Working with Mr. Trump’s Justice Department, Mr. Graham has released investigative records raising doubts about the integrity of the agents running the case and information upon which they relied, though Democrats have said they lack context and are misleading. The president, in turn, has eagerly taken the disclosures as ammunition in a long-running campaign to reshape the public’s understanding of the inquiry, which concluded the Trump campaign willingly accepted help from the Russians and that Mr. Trump sought to foil the investigation.

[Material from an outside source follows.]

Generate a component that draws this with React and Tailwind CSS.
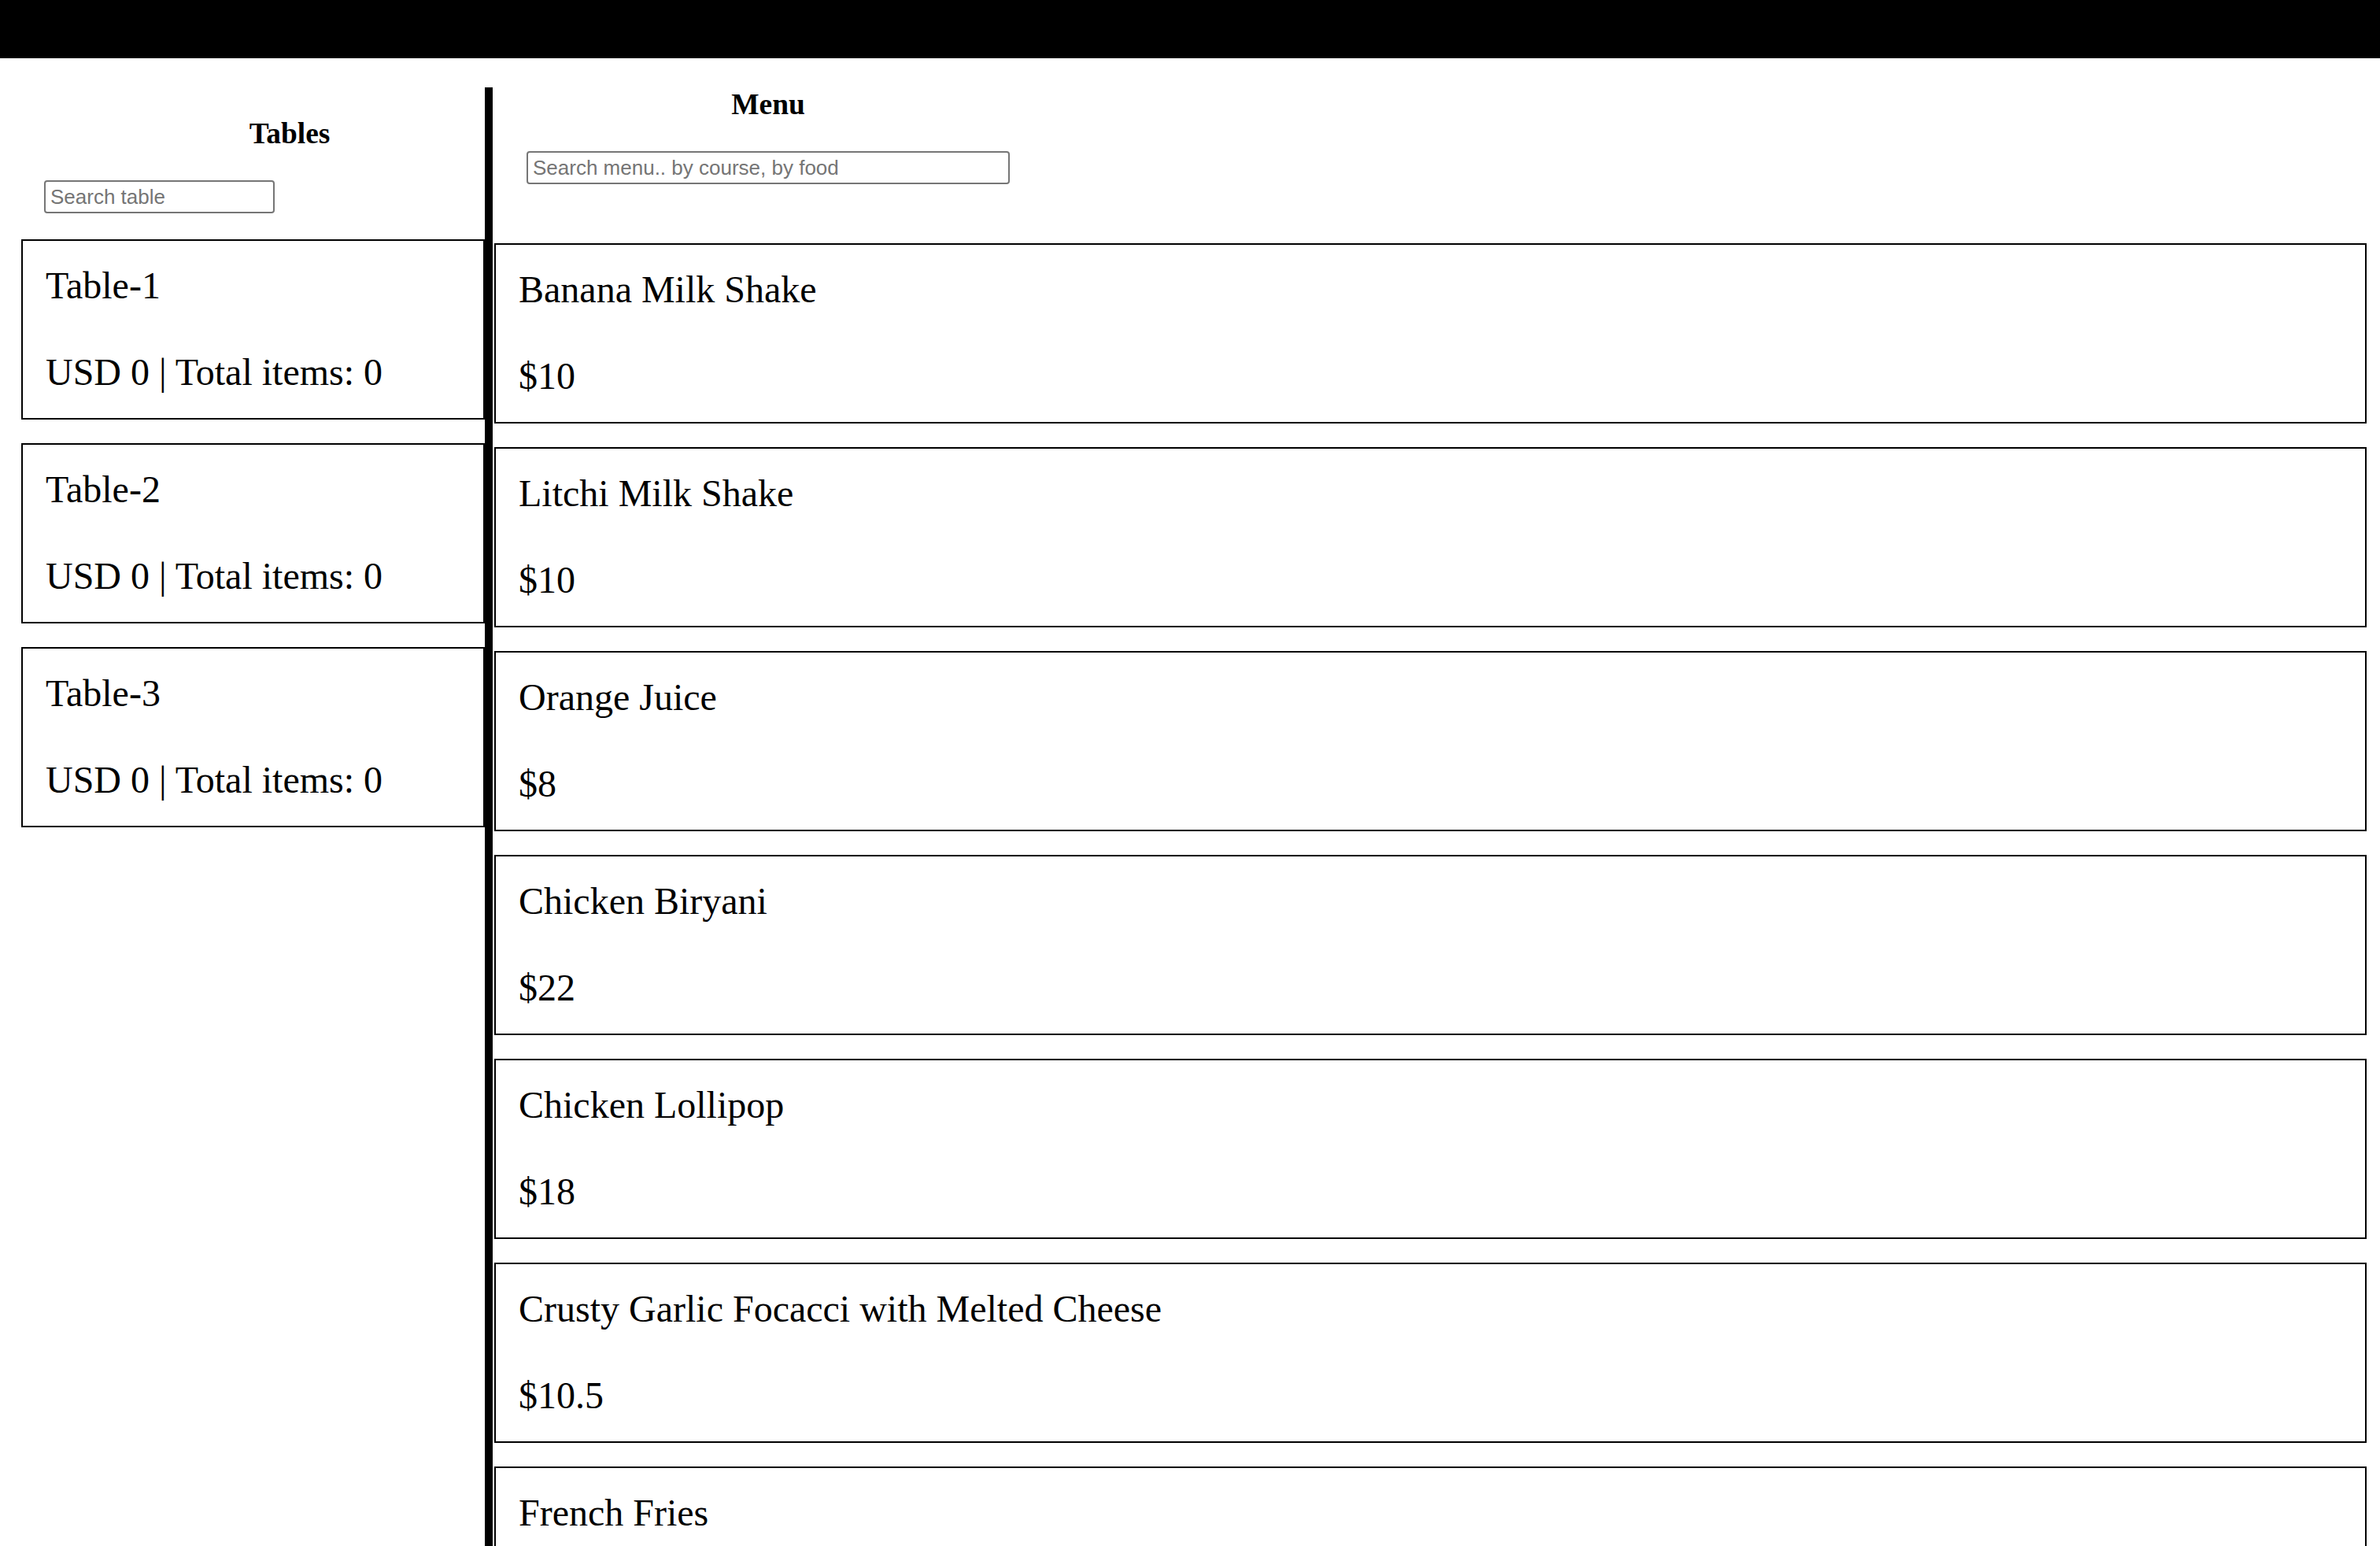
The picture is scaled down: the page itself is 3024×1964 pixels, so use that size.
import React from 'react';

const tables = [
  { id: 1, name: 'Table-1', total: 0, items: 0 },
  { id: 2, name: 'Table-2', total: 0, items: 0 },
  { id: 3, name: 'Table-3', total: 0, items: 0 },
];

const menu = [
  { id: 1, name: 'Banana Milk Shake', price: 10 },
  { id: 2, name: 'Litchi Milk Shake', price: 10 },
  { id: 3, name: 'Orange Juice', price: 8 },
  { id: 4, name: 'Chicken Biryani', price: 22 },
  { id: 5, name: 'Chicken Lollipop', price: 18 },
  { id: 6, name: 'Crusty Garlic Focacci with Melted Cheese', price: 10.5 },
  { id: 7, name: 'French Fries', price: 6 },
];

// карточка стола / блюда
const Card = ({ title, sub }) => (
  <div className="border-2 border-black pl-[29px] pt-[29px] pb-[31px] flex flex-col gap-[55px]">
    <p className="text-[48px] leading-[55px]">{title}</p>
    <p className="text-[48px] leading-[55px]">{sub}</p>
  </div>
);

const inputCls =
  "h-[42px] border-2 border-[#767676] rounded-[4px] px-[6px] text-[26px] font-['Liberation_Sans',Arial,sans-serif] placeholder:text-[#757575] outline-none";

const App = () => {
  return (
    <div className="min-h-screen bg-white text-black font-['Liberation_Serif','Times_New_Roman',serif]">
      <div className="h-[74px] bg-black" />

      <div className="flex pt-[37px]">
        {/* Столы */}
        <div className="w-[616px] shrink-0 pt-[38px]">
          <h3 className="pl-[120px] text-center text-[37.44px] leading-[42px] font-bold">Tables</h3>
          <input className={`${inputCls} ml-[56px] mt-[38px] w-[293px]`} placeholder="Search table" />
          <div className="ml-[27px] mt-[33px] flex flex-col gap-[30px]">
            {tables.map(t => (
              <Card key={t.id} title={t.name} sub={`USD ${t.total} | Total items: ${t.items}`} />
            ))}
          </div>
        </div>

        {/* Меню */}
        <div className="flex-1 border-l-[10px] border-black">
          <div className="pl-[43px] w-[657px] pt-[1px]">
            <h3 className="text-center text-[37.44px] leading-[42px] font-bold">Menu</h3>
            <input className={`${inputCls} mt-[38px] w-[614px]`} placeholder="Search menu.. by course, by food" />
          </div>
          <div className="ml-[2px] mr-[17px] mt-[75px] flex flex-col gap-[30px]">
            {menu.map(m => (
              <Card key={m.id} title={m.name} sub={`$${m.price}`} />
            ))}
          </div>
        </div>
      </div>
    </div>
  );
};

export default App;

The committee has already publicly questioned two former deputy attorneys general, Rod J. Rosenstein and Sally Yates, who oversaw aspects of Crossfire Hurricane and signed off on the applications for the secret wiretap warrants targeting Mr. Page. Both expressed regret for errors identified by Mr. Horowitz but dismissed assertions by Republicans on the panel that their actions were politically motivated or that Mr. Trump’s campaign need not have been investigated.
Democrats have opposed Mr. Graham at every turn, accusing him of abusing his Senate powers to help Mr. Trump and take attention from the continuing Russian threat.
Mr. Comey will offer a forceful defense.
Mr. Comey has not testified before Congress since Mr. Horowitz’s report was released in December. He has remained steadfast in his decision to open the investigation, arguing that the F.B.I. had sufficient reason to scrutinize the ties between the Trump campaign and Russia.
Mr. Trump and his allies, Mr. Comey has contended, have smeared him and the F.B.I. in an effort to distract from the campaign’s ties to Russia.
“The F.B.I. was accused of treason, of illegal spying, of tapping Mr. Trump’s wires illegally, of opening an investigation without justification of being a criminal conspiracy to unseat — defeat and then unseat — a president,” Mr. Comey said in December on “Fox News Sunday” after the release of Mr. Horowitz’s report. “All of that was nonsense. I think it’s really important that the inspector general looked at that and that the American people, your viewers and all viewers, understand that’s true.”
Mr. Comey described the problems with the wiretap as “real sloppiness.”
“But remember how we got here. The F.B.I. was accused of criminal misconduct,” Mr. Comey said. “Remember, I was going to jail, and lots of other people were going to jail. People on this network said it over, and over, and over again.”
Expect plenty of political acrimony.
Even in the best of times, Democrats and Republicans on the Judiciary Committee squabble. But after the recent death of Justice Ruth Bader Ginsburg, the committee is now on the front lines of a war over filling her seat on the Supreme Court.
Republicans are pressing ahead to try to confirm Judge Amy Coney Barrett before Election Day. Even as they prepared to publicly question Mr. Comey, Judiciary Committee aides were working overtime to prepare for nationally televised confirmation hearings in less than two weeks.
Democrats are furious and are certain to use Wednesday’s hearing to protest that Republicans are rushing ahead without them. They have accused the Republicans, led by Mr. Graham, of hypocrisy for going back on statements that a president should not be allowed to fill a Supreme Court seat so close to the election.
Though Mr. Graham’s investigation into the F.B.I. long promised to bolster Mr. Trump’s re-election campaign, it has now also become tied up in Mr. Graham’s own increasingly arduous race to stay in office. The three-term South Carolinian is facing an unexpectedly strong challenge by Jaime Harrison, a Democrat who has gained traction — and millions of dollars in donations — by attacking Mr. Graham as a spineless lackey for Mr. Trump. The race is still Mr. Graham’s to lose, but he has taken to openly asking for campaign donations in Fox News appearances.